Task to complete
Could you copy every line from the material below in which "styles" appears?

## BEGIN

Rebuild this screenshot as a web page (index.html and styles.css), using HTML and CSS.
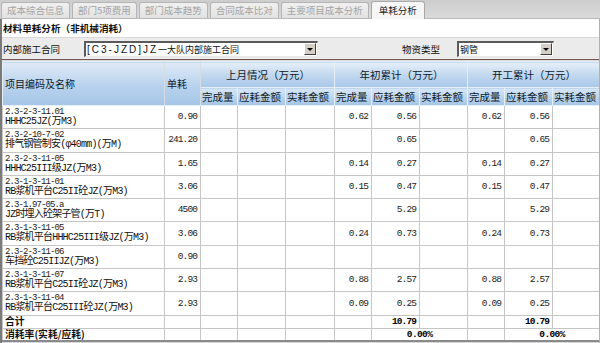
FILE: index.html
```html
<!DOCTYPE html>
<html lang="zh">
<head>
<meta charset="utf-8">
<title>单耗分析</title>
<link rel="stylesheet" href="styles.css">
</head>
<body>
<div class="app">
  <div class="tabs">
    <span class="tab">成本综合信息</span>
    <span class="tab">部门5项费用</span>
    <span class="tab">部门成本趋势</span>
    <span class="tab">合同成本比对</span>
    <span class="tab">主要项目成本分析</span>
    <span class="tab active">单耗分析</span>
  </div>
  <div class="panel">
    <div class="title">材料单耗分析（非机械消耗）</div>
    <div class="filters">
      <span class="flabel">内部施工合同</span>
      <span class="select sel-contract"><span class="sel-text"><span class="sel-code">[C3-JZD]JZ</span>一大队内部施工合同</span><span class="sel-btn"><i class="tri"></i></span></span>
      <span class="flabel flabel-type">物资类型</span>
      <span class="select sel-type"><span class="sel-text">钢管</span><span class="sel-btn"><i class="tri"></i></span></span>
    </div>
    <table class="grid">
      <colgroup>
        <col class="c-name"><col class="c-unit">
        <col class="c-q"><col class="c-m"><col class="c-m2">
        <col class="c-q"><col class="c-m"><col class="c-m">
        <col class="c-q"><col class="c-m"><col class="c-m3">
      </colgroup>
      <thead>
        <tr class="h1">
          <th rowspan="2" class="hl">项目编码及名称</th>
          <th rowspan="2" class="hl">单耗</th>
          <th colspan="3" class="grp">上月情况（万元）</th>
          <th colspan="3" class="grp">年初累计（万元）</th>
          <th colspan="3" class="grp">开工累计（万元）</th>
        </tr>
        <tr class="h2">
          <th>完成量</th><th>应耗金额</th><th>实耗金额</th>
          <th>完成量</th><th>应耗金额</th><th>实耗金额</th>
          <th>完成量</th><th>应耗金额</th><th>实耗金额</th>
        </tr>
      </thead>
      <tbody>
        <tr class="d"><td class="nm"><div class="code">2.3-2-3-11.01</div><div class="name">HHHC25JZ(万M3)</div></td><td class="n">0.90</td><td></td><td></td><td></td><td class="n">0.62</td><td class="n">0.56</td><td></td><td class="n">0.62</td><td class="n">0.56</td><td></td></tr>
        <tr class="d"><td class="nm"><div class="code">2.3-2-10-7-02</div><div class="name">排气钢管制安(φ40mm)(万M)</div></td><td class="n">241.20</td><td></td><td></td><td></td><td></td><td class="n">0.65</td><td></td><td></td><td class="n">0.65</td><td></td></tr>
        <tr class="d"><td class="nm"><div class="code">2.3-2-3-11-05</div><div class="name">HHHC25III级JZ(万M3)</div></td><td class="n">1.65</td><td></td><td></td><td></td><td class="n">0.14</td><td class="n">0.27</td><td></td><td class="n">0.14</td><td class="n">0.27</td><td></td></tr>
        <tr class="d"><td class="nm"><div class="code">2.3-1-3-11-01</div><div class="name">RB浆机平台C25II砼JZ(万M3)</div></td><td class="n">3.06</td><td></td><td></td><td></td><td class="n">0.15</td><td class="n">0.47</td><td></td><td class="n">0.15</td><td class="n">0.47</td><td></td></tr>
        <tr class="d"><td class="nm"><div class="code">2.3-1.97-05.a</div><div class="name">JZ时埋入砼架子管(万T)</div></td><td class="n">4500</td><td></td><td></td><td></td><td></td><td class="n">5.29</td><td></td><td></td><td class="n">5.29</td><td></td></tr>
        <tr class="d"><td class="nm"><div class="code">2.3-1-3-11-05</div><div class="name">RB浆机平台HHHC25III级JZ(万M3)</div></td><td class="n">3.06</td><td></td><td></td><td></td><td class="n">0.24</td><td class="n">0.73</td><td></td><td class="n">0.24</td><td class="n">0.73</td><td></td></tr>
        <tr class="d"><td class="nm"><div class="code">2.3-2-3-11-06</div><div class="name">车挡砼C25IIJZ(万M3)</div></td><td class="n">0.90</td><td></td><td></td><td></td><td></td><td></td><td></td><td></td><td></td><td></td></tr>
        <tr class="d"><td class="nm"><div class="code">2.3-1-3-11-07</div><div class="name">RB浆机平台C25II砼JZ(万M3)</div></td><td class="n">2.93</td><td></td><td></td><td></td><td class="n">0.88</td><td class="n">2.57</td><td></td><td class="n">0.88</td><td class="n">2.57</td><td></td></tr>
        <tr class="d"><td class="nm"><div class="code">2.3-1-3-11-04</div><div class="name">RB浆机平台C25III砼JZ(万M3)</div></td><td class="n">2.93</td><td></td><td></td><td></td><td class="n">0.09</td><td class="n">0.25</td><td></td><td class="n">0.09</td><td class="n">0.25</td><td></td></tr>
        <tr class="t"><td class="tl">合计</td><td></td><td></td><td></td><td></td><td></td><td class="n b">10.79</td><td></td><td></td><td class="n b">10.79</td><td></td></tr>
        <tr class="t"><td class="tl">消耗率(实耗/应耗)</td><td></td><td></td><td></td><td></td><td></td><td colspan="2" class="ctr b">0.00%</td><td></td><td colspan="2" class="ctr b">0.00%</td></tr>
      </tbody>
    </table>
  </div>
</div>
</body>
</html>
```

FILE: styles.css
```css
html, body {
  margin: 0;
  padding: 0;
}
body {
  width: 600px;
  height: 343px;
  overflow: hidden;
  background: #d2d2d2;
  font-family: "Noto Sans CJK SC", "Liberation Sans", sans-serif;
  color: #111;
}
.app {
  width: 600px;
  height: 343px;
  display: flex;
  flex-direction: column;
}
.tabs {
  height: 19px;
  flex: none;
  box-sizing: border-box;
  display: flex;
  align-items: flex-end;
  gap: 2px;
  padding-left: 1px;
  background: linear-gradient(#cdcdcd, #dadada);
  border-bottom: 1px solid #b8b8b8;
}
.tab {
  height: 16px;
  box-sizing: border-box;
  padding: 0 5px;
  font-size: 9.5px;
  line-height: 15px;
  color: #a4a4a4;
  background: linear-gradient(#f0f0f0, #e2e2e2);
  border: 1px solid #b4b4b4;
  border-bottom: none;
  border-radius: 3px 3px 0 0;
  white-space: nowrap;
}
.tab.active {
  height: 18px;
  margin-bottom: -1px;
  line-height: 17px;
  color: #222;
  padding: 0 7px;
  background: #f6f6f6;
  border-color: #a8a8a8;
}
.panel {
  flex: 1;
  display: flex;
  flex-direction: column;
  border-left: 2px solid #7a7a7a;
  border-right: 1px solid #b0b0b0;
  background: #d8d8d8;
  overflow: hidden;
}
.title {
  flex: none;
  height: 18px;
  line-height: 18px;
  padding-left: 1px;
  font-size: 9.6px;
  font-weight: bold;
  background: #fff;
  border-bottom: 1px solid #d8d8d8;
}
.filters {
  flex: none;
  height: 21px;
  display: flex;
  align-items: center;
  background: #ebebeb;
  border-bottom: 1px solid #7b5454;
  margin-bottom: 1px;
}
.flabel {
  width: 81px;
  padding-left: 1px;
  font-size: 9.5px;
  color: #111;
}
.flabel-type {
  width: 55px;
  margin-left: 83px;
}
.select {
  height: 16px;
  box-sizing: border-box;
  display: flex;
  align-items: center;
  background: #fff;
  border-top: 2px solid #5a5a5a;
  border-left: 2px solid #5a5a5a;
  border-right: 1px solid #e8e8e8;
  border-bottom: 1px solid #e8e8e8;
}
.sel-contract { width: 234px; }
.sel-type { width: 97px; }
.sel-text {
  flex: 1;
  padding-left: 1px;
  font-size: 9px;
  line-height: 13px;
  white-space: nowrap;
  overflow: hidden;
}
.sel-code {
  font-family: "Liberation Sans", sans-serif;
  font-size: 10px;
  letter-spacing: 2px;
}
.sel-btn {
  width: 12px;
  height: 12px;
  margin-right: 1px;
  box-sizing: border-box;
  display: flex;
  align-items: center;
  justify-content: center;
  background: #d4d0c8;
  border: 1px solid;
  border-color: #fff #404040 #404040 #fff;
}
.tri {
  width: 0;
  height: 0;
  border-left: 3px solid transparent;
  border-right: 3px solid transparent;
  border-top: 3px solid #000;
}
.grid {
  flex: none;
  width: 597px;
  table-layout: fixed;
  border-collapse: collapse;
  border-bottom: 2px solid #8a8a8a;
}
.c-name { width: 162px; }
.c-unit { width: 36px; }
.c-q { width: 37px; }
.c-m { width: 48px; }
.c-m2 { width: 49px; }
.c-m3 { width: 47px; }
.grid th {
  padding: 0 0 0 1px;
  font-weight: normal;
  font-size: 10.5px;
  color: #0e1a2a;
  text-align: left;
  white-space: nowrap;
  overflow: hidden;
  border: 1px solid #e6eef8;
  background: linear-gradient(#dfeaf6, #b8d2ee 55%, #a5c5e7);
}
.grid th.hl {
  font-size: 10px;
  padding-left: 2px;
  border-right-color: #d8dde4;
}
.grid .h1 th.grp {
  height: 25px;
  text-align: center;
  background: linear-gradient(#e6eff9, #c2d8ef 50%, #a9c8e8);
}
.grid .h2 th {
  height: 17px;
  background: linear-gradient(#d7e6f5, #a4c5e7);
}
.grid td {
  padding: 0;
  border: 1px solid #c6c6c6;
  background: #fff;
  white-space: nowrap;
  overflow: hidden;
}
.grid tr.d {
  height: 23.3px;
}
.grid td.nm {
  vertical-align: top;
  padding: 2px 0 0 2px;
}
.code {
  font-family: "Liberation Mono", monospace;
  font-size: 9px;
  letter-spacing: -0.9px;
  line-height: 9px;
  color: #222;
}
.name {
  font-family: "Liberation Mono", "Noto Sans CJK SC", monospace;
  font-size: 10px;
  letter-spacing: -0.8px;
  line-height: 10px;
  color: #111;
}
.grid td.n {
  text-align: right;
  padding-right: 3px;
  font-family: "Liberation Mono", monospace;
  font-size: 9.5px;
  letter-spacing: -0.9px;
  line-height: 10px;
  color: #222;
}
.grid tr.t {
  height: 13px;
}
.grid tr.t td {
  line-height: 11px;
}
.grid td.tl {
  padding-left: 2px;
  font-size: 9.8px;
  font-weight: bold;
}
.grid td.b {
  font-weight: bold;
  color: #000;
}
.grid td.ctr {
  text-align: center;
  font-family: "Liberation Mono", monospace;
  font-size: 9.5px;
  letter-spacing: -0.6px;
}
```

## END

Full answer
Rebuild this screenshot as a web page (index.html and styles.css), using HTML and CSS.
<link rel="stylesheet" href="styles.css">
FILE: styles.css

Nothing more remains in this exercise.